学校、職場などにも利用が広がる生成AI(人工知能)を支えるには、情報を処理するデータセンター(DC)が必要です。世界には1万以上のDCが有り、その半分を持つアメリカが生成AIでも世界をリードしています。それを追い上げているのが、格安の費用で開発されたディープシークに代表される中国の生成AIです。

中国のDCの数は世界4位でアメリカの10分の1以下。ですが多くのシンクタンクはやがて中国の生成AIがアメリカに並ぶと予測しています。

中国の生成AIとDCを支えるのは年間10兆キロワット時の世界一の電力供給量です。世界の発電量の3分の1に相当し、2位アメリカの2.5倍、日本の10倍です。DCの増加で電力需要の大きな伸びが見込まれる中、発電関係のインフラ整備に制約の少ない中国がアメリカより有利と考えられます。

では、日本のDC整備と電力供給に不安はないでしょうか。日本の全電気事業者が会員の電力広域的運営推進機関により今年6月発表された電力需給の予想は最大で2040年に4600万キロワット、2050年に8900万キロワットの発電設備が不足する可能性があるとしています。
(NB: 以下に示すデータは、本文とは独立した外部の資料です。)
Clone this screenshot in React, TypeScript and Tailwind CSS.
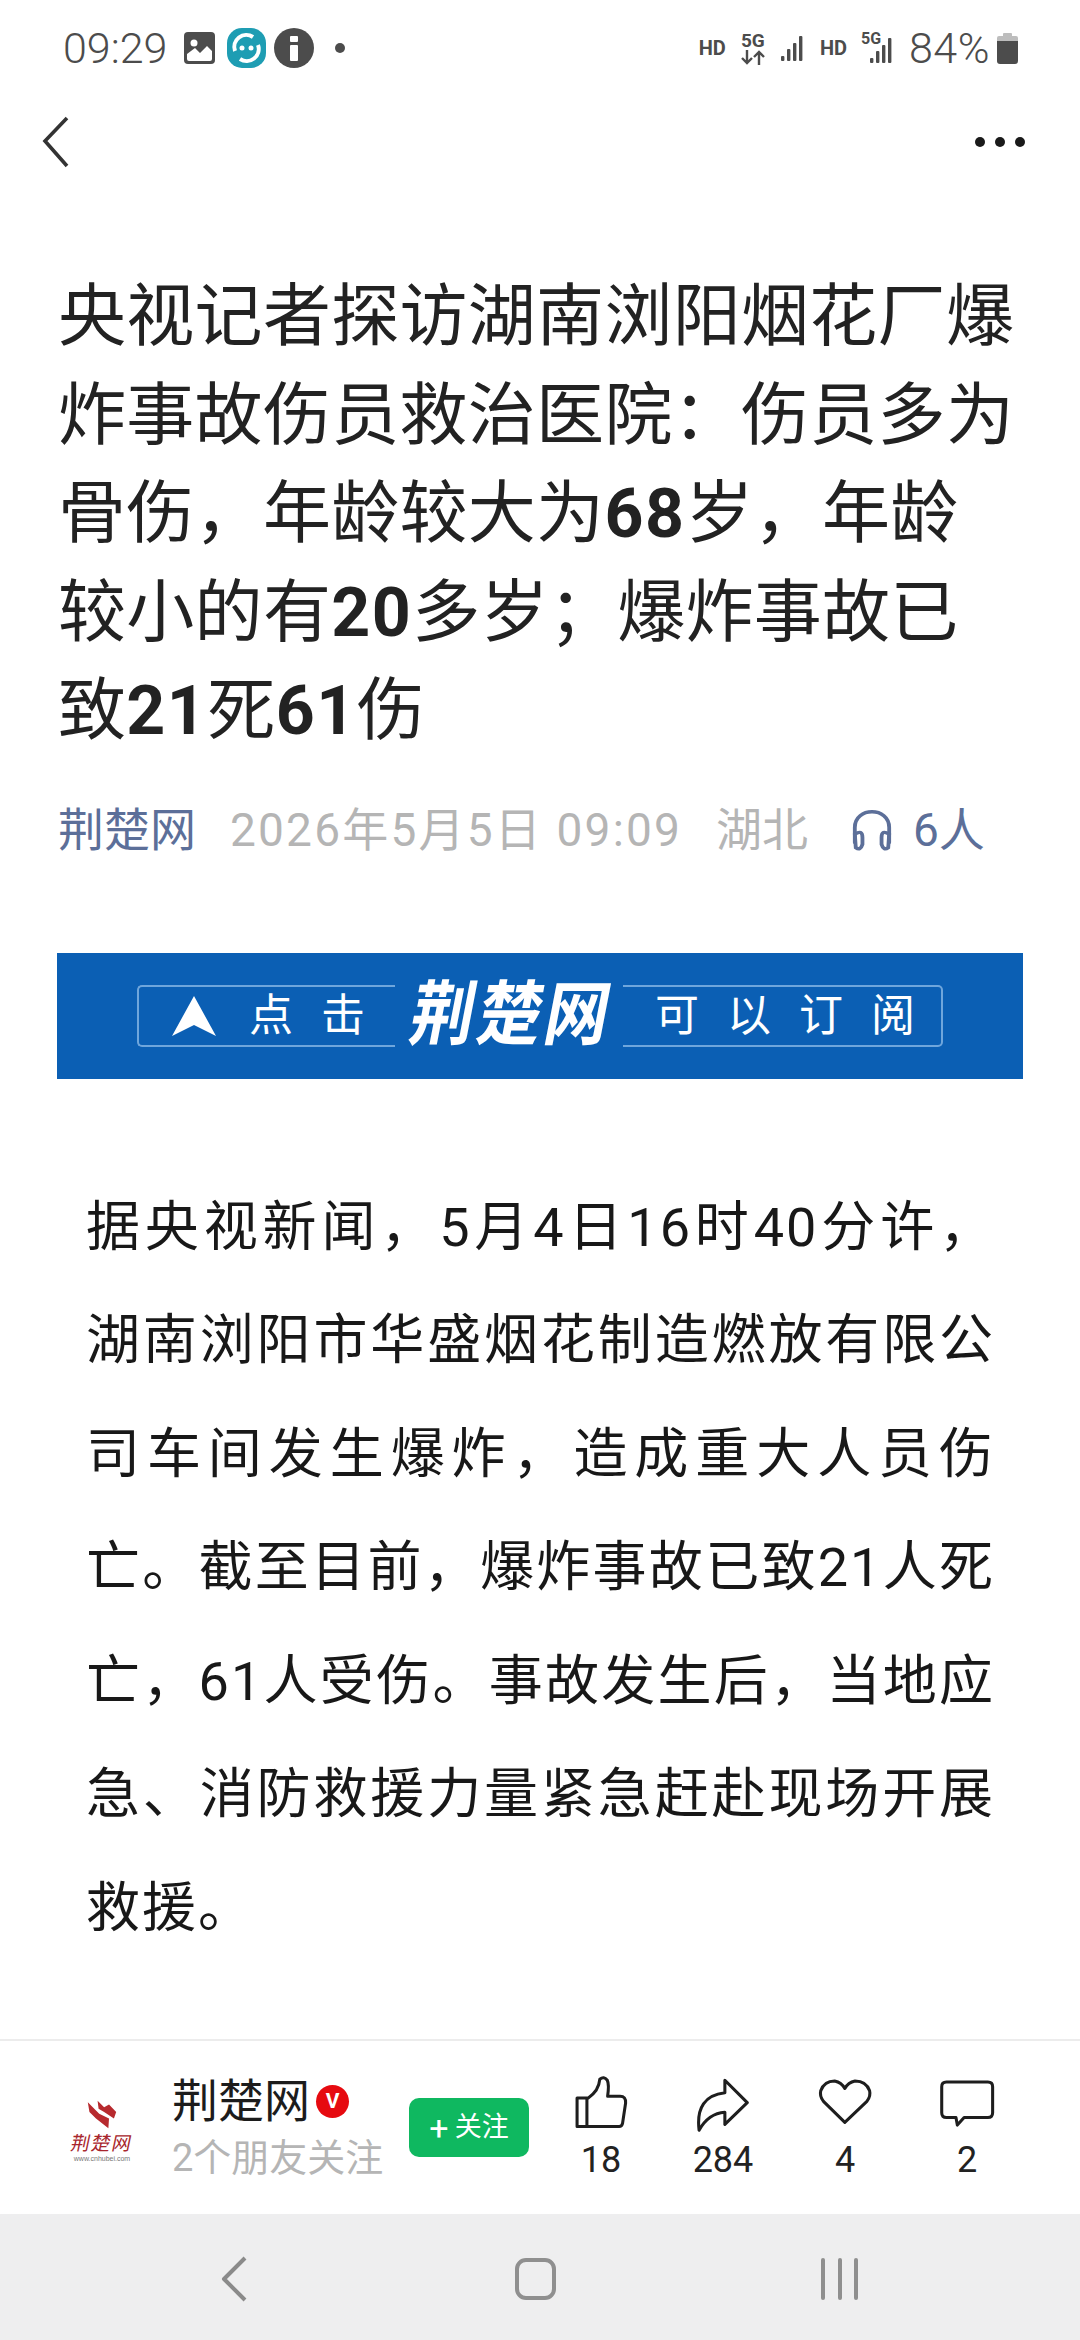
// App.tsx
const font = "font-['Roboto','Noto_Sans_CJK_SC',sans-serif]";

function SignalBars({ x = 0 }: { x?: number }) {
  const bars = [
    [0, 20, 3],
    [6, 13, 10],
    [12, 7, 16],
    [18, 0, 23],
  ];
  return (
    <svg width="27" height="26" viewBox="0 0 27 26" fill="#4c4c4c" style={{ marginLeft: x }}>
      {bars.map(([bx, by, h]) => (
        <rect key={bx} x={bx + 1} y={by + 1} width="3.4" height={h + 2} rx="1" />
      ))}
    </svg>
  );
}

function StatusBar() {
  return (
    <div className="flex h-[96px] shrink-0 items-center pl-[63px] pr-[62px] text-[#4c4c4c]">
      <span className="w-[121px] text-[43px] font-light leading-none">09:29</span>
      <svg width="31" height="32" viewBox="0 0 31 32" className="mr-[12px]">
        <rect width="31" height="32" rx="4" fill="#4c4c4c" />
        <circle cx="10" cy="11" r="3.5" fill="#fff" />
        <path d="M3 27 V22 L11 16 L16 21 L23 14 L28 19 V27 Q28 29 26 29 H5 Q3 29 3 27Z" fill="#fff" />
      </svg>
      <svg width="39" height="40" viewBox="0 0 39 40" className="mr-[8px]">
        <rect width="39" height="40" rx="15" fill="#1e9db3" />
        <path d="M8 23 A12 12 0 0 1 26 9" fill="none" stroke="#fff" strokeWidth="4" />
        <path d="M31 17 A12 12 0 0 1 13 31" fill="none" stroke="#fff" strokeWidth="4" />
        <circle cx="15" cy="20" r="2.5" fill="#fff" />
        <circle cx="24" cy="20" r="2.5" fill="#fff" />
      </svg>
      <svg width="40" height="40" viewBox="0 0 40 40">
        <circle cx="20" cy="20" r="20" fill="#4c4c4c" />
        <rect x="16" y="8" width="8" height="6" rx="1" fill="#fff" />
        <rect x="16" y="17" width="8" height="16" rx="1" fill="#fff" />
      </svg>
      <span className="ml-[21px] h-[10px] w-[10px] rounded-full bg-[#4c4c4c]" />
      <div className="ml-auto flex items-center">
        <span className="text-[20px] font-bold leading-none">HD</span>
        <div className="ml-[15px] flex w-[24px] flex-col items-center">
          <span className="text-[19px] font-bold leading-[18px]">5G</span>
          <svg width="24" height="15" viewBox="0 0 24 15" fill="none" stroke="#4c4c4c" strokeWidth="2.4">
            <path d="M6 0 V13 M1 8 L6 13 L11 8" />
            <path d="M18 15 V2 M13 7 L18 2 L23 7" />
          </svg>
        </div>
        <SignalBars x={15} />
        <span className="ml-[13px] text-[20px] font-bold leading-none">HD</span>
        <div className="relative ml-[22px] h-[30px] w-[27px]">
          <span className="absolute -left-[8px] -top-[2px] text-[16px] font-bold leading-[16px]">5G</span>
          <div className="absolute left-0 top-[4px]">
            <SignalBars />
          </div>
        </div>
        <span className="ml-[13px] text-[43px] font-light leading-none tracking-[0.5px]">84%</span>
        <div className="ml-[7px] flex h-[31px] w-[21px] flex-col items-center">
          <span className="h-[3px] w-[9px] rounded-t-[1px] bg-[#bdbdbd]" />
          <span className="h-[5px] w-full rounded-t-[2px] bg-[#bdbdbd]" />
          <span className="w-full flex-1 rounded-b-[3px] bg-[#4c4c4c]" />
        </div>
      </div>
    </div>
  );
}

function NavBar() {
  return (
    <div className="flex h-[92px] shrink-0 items-center justify-between pl-[41px] pr-[55px]">
      <svg width="30" height="52" viewBox="0 0 30 52" fill="none" stroke="#333" strokeWidth="3.6">
        <path d="M26 2 L4 25 L26 50" />
      </svg>
      <div className="flex gap-[10px]">
        <span className="h-[10px] w-[10px] rounded-full bg-[#1a1a1a]" />
        <span className="h-[10px] w-[10px] rounded-full bg-[#1a1a1a]" />
        <span className="h-[10px] w-[10px] rounded-full bg-[#1a1a1a]" />
      </div>
    </div>
  );
}

function Banner() {
  return (
    <div className="mx-[57px] mt-[93px] flex h-[126px] w-[966px] items-center justify-center bg-[#0b5fb4] text-white">
      <div className="flex h-[62px] w-[806px] items-stretch">
        <div className="flex w-[258px] items-center rounded-l-[5px] border-y-2 border-l-2 border-[#6fa6dc] pl-[33px]">
          <svg width="44" height="40" viewBox="0 0 44 40" fill="#fff" className="mr-[33px]">
            <path d="M22 0 L44 40 L22 29 L0 40 Z" />
          </svg>
          <span className="text-[44px] leading-none tracking-[28px]">点击</span>
        </div>
        <div className="flex flex-1 items-center justify-center pl-[6px] text-[64px] font-bold leading-none tracking-[3px] -skew-x-12 scale-y-110">
          荆楚网
        </div>
        <div className="flex w-[320px] items-center rounded-r-[5px] border-y-2 border-r-2 border-[#6fa6dc] pl-[32px] text-[44px] leading-none tracking-[28px]">
          <span className="whitespace-nowrap">可以订阅</span>
        </div>
      </div>
    </div>
  );
}

function ActionItem({ count, width, box, children }: { count: string; width: number; box: string; children: React.ReactNode }) {
  return (
    <div className="flex w-[122px] flex-col items-center">
      <svg width={width} height="58" viewBox={box} fill="none" stroke="#1e1e1e" strokeWidth="9" strokeLinejoin="round">
        {children}
      </svg>
      <span className="mt-[6px] text-[36px] leading-[44px] text-[#222]">{count}</span>
    </div>
  );
}

function AuthorBar() {
  return (
    <div className="flex h-[175px] shrink-0 items-center border-t-2 border-[#ececec] bg-white">
      <div className="flex w-[172px] flex-col items-center pl-[32px] pt-[6px] text-[#a8262c]">
        <svg width="32" height="31" viewBox="80 45 97 95" fill="#b72a2e">
          <path d="M85 55 L120 90 L150 105 L148 135 L110 105 L90 85 Z" />
          <path d="M115 50 L135 70 L150 62 L172 85 L165 105 L135 85 L118 75 Z" />
        </svg>
        <span className="mt-[3px] -skew-x-12 text-[19px] leading-[22px] tracking-[1.5px]">荆楚网</span>
        <span className="font-['Liberation_Sans',sans-serif] text-[7px] leading-[8px] text-[#777]">www.cnhubei.com</span>
      </div>
      <div className="flex w-[237px] flex-col">
        <div className="flex items-center">
          <span className="text-[46px] leading-[52px] text-[#1c1c1c]">荆楚网</span>
          <span className="ml-[6px] flex h-[33px] w-[33px] items-center justify-center rounded-full bg-[#e60a10] text-[21px] font-bold leading-none text-white">V</span>
        </div>
        <span className="mt-[9px] text-[38px] leading-[44px] text-[#b5b5b5]">2个朋友关注</span>
      </div>
      <div className="flex h-[59px] w-[120px] items-center justify-center gap-[6px] rounded-[10px] bg-[#0fb860] text-[27px] leading-none text-white">
        <span className="text-[34px] leading-none">+</span>
        <span>关注</span>
      </div>
      <div className="ml-[11px] flex">
        <ActionItem count="18" width={56} box="96 140 165 170">
          <path d="M141 210 H108 V294 H232 Q240 294 242 285 L251 225 Q252 205 235 205 H198 Q203 170 197 158 Q187 145 175 155 Q172 190 141 210Z M137 210 V294" />
        </ActionItem>
        <ActionItem count="284" width={56} box="450 140 165 170">
          <path d="M538 158 L604 224 L538 288 V252 Q490 255 462 305 Q450 205 538 195 Z" />
        </ActionItem>
        <ActionItem count="4" width={56} box="803 148 165 170">
          <path d="M885 290 L822 228 Q810 212 814 197 Q824 168 855 168 Q875 172 885 190 Q895 172 915 168 Q948 168 958 197 Q962 212 950 228 Z" />
        </ActionItem>
        <ActionItem count="2" width={56} box="1158 148 165 170">
          <path d="M1180 171 H1302 Q1316 171 1316 185 V262 Q1316 276 1302 276 H1232 L1212 298 L1208 276 H1180 Q1166 276 1166 262 V185 Q1166 171 1180 171Z" />
        </ActionItem>
      </div>
    </div>
  );
}

function SystemNav() {
  return (
    <div className="flex h-[126px] shrink-0 items-center bg-[#eeeeef] pt-[4px]">
      <div className="flex w-full items-center pl-[220px]">
        <svg width="28" height="46" viewBox="0 0 28 46" fill="none" stroke="#8a8a8a" strokeWidth="4">
          <path d="M25 2 L4 23 L25 44" strokeLinejoin="round" />
        </svg>
        <span className="ml-[267px] h-[42px] w-[41px] rounded-[11px] border-[4px] border-[#8f8f8f]" />
        <div className="ml-[265px] flex gap-[12.5px]">
          <span className="h-[42px] w-[4px] rounded-full bg-[#8f8f8f]" />
          <span className="h-[42px] w-[4px] rounded-full bg-[#8f8f8f]" />
          <span className="h-[42px] w-[4px] rounded-full bg-[#8f8f8f]" />
        </div>
      </div>
    </div>
  );
}

export default function App() {
  return (
    <div className={`flex h-[2340px] w-[1080px] flex-col overflow-hidden bg-white ${font}`}>
      <StatusBar />
      <NavBar />
      <main className="min-h-0 flex-1">
        <h1 className="ml-[58px] mt-[80px] w-[958px] text-[68px] font-normal leading-[98.5px] tracking-[0.3px] text-[#222]">
          央视记者探访湖南浏阳烟花厂爆炸事故伤员救治医院：伤员多为骨伤，年龄较大为<b className="font-bold tracking-[1.5px]">68</b>岁，年龄较小的有<b className="font-bold tracking-[1.5px]">20</b>多岁；爆炸事故已致<b className="font-bold tracking-[1.5px]">21</b>死<b className="font-bold tracking-[1.5px]">61</b>伤
        </h1>
        <div className="mx-[58px] mt-[39px] flex items-center text-[46px] leading-[60px] text-[#b5b5b5]">
          <span className="w-[172px] text-[#5c6f99]">荆楚网</span>
          <span className="w-[486px] tracking-[2.2px]">2026年5月5日 09:09</span>
          <span className="w-[135px]">湖北</span>
          <svg width="42" height="42" viewBox="0 0 44 50" fill="none" stroke="#5c6f99" strokeWidth="4" strokeLinecap="round" preserveAspectRatio="none">
            <path d="M4 40 V22 C4 -3 40 -3 40 22 V40" />
            <path d="M4 30 Q12 24 12 34 V42 Q10 50 5 46 Z" />
            <path d="M40 30 Q32 24 32 34 V42 Q34 50 39 46 Z" />
          </svg>
          <span className="ml-[20px] text-[#5c6f99]">6人</span>
        </div>
        <Banner />
        <p className="ml-[86px] mt-[92px] w-[909px] text-justify text-[54px] font-normal leading-[113.5px] tracking-[2px] text-[#181818]">
          据央视新闻，5月4日16时40分许，湖南浏阳市华盛烟花制造燃放有限公司车间发生爆炸，造成重大人员伤亡。截至目前，爆炸事故已致21人死亡，61人受伤。事故发生后，当地应急、消防救援力量紧急赶赴现场开展救援。
        </p>
      </main>
      <AuthorBar />
      <SystemNav />
    </div>
  );
}
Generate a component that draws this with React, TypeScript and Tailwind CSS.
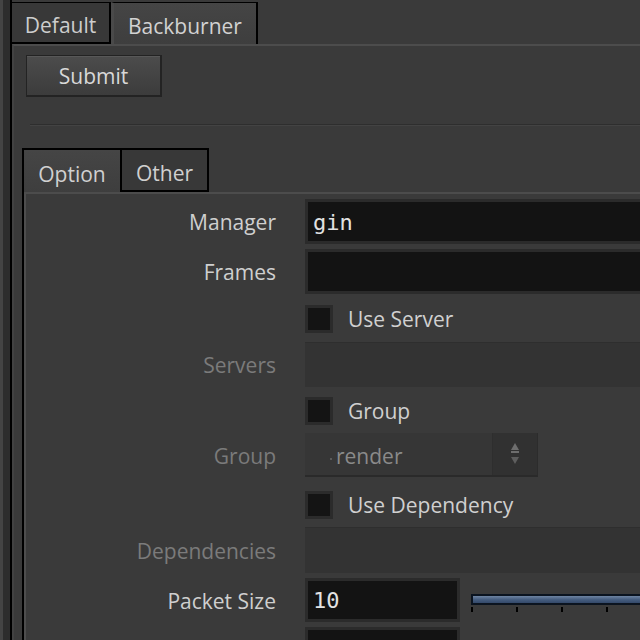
import type { ReactNode } from 'react';

const Field = ({ text, className = '' }: { text?: string; className?: string }) => (
  <div
    className={`shrink-0 h-full border-[3px] border-[#2b2b2b] bg-[#131313] flex items-center pl-[5px] pt-[2px] font-['DejaVu_Sans_Mono',monospace] text-[22px] text-[#e2e2e2] ${className}`}
  >
    {text}
  </div>
);

const DisabledField = () => (
  <div className="shrink-0 w-[360px] h-full bg-[#333333] border-t border-[#2e2e2e]" />
);

const Check = ({ label }: { label: string }) => (
  <div className="flex items-center gap-[15px] h-full">
    <div className="w-[28px] h-[28px] border-[3px] border-[#2b2b2b] bg-[#141414]" />
    <span className="text-[#d0d0d0]">{label}</span>
  </div>
);

interface RowProps {
  label?: string;
  disabled?: boolean;
  className: string;
  children: ReactNode;
  align?: string;
}

const Row = ({ label, disabled, className, children, align = 'items-center' }: RowProps) => (
  <div className={`flex ${align} ${className}`}>
    <div
      className={`w-[250px] shrink-0 self-center pt-[2px] text-right ${disabled ? 'text-[#7b7b7b]' : 'text-[#cfcfcf]'}`}
    >
      {label}
    </div>
    <div className="ml-[29px] flex-1 h-full flex">{children}</div>
  </div>
);

export default function App() {
  return (
    <div className="w-[640px] h-[640px] overflow-hidden flex bg-[#3a3a3a] font-['Open_Sans',sans-serif] text-[21px] leading-none">
      {/* left gutter */}
      <div className="w-[3px] shrink-0 bg-[#444444]" />
      <div className="w-[7px] shrink-0 bg-[#2d2d2d]" />

      <div className="flex-1 min-w-0 flex flex-col border-l-2 border-black">
        {/* top tabs */}
        <div className="h-[44px] shrink-0 flex items-end">
          <div className="w-[99px] h-[42px] pt-[6px] border-t border-r-2 border-b-2 border-black bg-[#383838] flex items-center justify-center text-[#cdcdcd]">
            Default
          </div>
          <div className="w-[147px] h-[42px] pt-[6px] border-t border-r-2 border-black border-l-[3px] border-l-[#4a4a4a] bg-linear-to-b from-[#454545] to-[#3e3e3e] flex items-center justify-center text-[#d2d2d2]">
            Backburner
          </div>
        </div>

        {/* main panel */}
        <div className="flex-1 flex flex-col border-t-2 border-[#4c4c4c] border-l-2 border-l-[#424242]">
          <button className="ml-[12px] mt-[9px] w-[136px] h-[42px] pt-[2px] border border-[#232323] border-r-2 border-b-2 bg-linear-to-b from-[#4c4c4c] to-[#3c3c3c] shadow-[inset_0_1px_0_#585858] text-[#d8d8d8] flex items-center justify-center">
            Submit
          </button>

          <div className="ml-[16px] mt-[27px] h-[2px] border-t border-[#2e2e2e] border-b border-b-[#434343]" />

          {/* inner tab widget */}
          <div className="ml-[8px] mt-[22px] flex-1 flex flex-col border-l-2 border-black">
            <div className="h-[44px] shrink-0 flex">
              <div className="w-[96px] h-[44px] pt-[6px] border-t-2 border-black bg-linear-to-b from-[#454545] to-[#3e3e3e] flex items-center justify-center text-[#d0d0d0]">
                Option
              </div>
              <div className="w-[89px] h-[44px] pt-[6px] border-2 border-black bg-[#383838] flex items-center justify-center text-[#d0d0d0]">
                Other
              </div>
            </div>

            <div className="flex-1 flex flex-col border-t-2 border-[#4c4c4c] border-l-2 border-l-[#4e4e4e]">
              <Row label="Manager" className="mt-[5px] h-[45px]">
                <Field text="gin" className="w-[360px]" />
              </Row>
              <Row label="Frames" className="mt-[5px] h-[45px]">
                <Field className="w-[360px]" />
              </Row>
              <Row className="mt-[11px] h-[28px]">
                <Check label="Use Server" />
              </Row>
              <Row label="Servers" disabled className="mt-[9px] h-[45px]">
                <DisabledField />
              </Row>
              <Row className="mt-[10px] h-[28px]">
                <Check label="Group" />
              </Row>
              <Row label="Group" disabled className="mt-[8px] h-[44px]">
                <div className="w-[233px] h-full flex bg-[#363636] border-b-2 border-[#2a2a2a] border-r border-r-[#2c2c2c]">
                  <div className="flex-1 flex items-center pl-[25px] pt-[4px] gap-[4px] text-[#8a8a8a]">
                    <span className="w-[2px] h-[2px] mt-[6px] bg-[#5a5a5a]" />
                    <span>render</span>
                  </div>
                  <div className="w-[45px] h-full bg-[#313131] border-l border-[#2e2e2e] flex items-center justify-center">
                    <svg width="10" height="24" viewBox="0 0 10 24">
                      <path d="M5 1 L9 8 L1 8 Z" fill="#6e6e6e" />
                      <rect x="1" y="9" width="8" height="2" fill="#6e6e6e" />
                      <path d="M1 15 L9 15 L5 22 Z" fill="#5e5e5e" />
                    </svg>
                  </div>
                </div>
              </Row>
              <Row className="mt-[14px] h-[28px]">
                <Check label="Use Dependency" />
              </Row>
              <Row label="Dependencies" disabled className="mt-[8px] h-[46px]">
                <DisabledField />
              </Row>
              <Row label="Packet Size" className="mt-[5px] h-[44px]">
                <Field text="10" className="w-[155px]" />
                <div className="ml-[11px] mt-[16px] w-[220px] shrink-0 flex flex-col">
                  <div className="h-[11px] border-2 border-[#0b1420] bg-linear-to-b from-[#6e84a2] via-[#465e80] to-[#34496a]" />
                  <div className="mt-[2px] flex gap-[43px]">
                    <div className="w-[2px] h-[5px] bg-black" />
                    <div className="w-[2px] h-[5px] bg-black" />
                    <div className="w-[2px] h-[5px] bg-black" />
                    <div className="w-[2px] h-[5px] bg-black" />
                  </div>
                </div>
              </Row>
              <Row className="mt-[5px] h-[45px] shrink-0">
                <Field className="w-[155px]" />
              </Row>
            </div>
          </div>
        </div>
      </div>
    </div>
  );
}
電力供給がなければDCは新設できず、AI活用も広がりません。

日本政府は、地方でDCの新設を想定しています。以前の連載で触れたように、地方では電気や機械の技術者不足が心配されています。そこに電力供給の不安も出てきました。今まで発電設備の不足が心配されなかった大きな理由は、電力需要が波を打ちながら減少していたからです。

1985年の発電量6500億キロワット時は、1996年に1兆キロワット時を超えましたが、その後失われた30年間で需要は頭打ちになり、発電量も2008年をピークに波を打ちながら減少しました。その背景には省エネもありますが、鉄鋼、セメントなどのエネルギー多消費型産業の成長が鈍化したことも大きな原因でした。しかし、EV(電気自動車)を中心とする電化の進展とDCの新設が電力需要を押し上げると、たちまち設備不足の心配が浮上します。

なぜ電力事業者は設備を新設しないのでしょうか。理由は2016年の電力市場の完全自由化で電力価格の見通しが不透明になったことがあります。将来の価格と収益の見通しが立たない中では発電設備の大きな投資に踏み切れません。電力供給の見通しがなければDCの日本での建設は進みません。まず発電設備の建設が進む制度が必要です。太陽光、風力発電には固定価格買取制度が用意されていますが、再生可能エネルギーに加え安定的な電源がDCには必要です。早急な制度の整備が望まれます。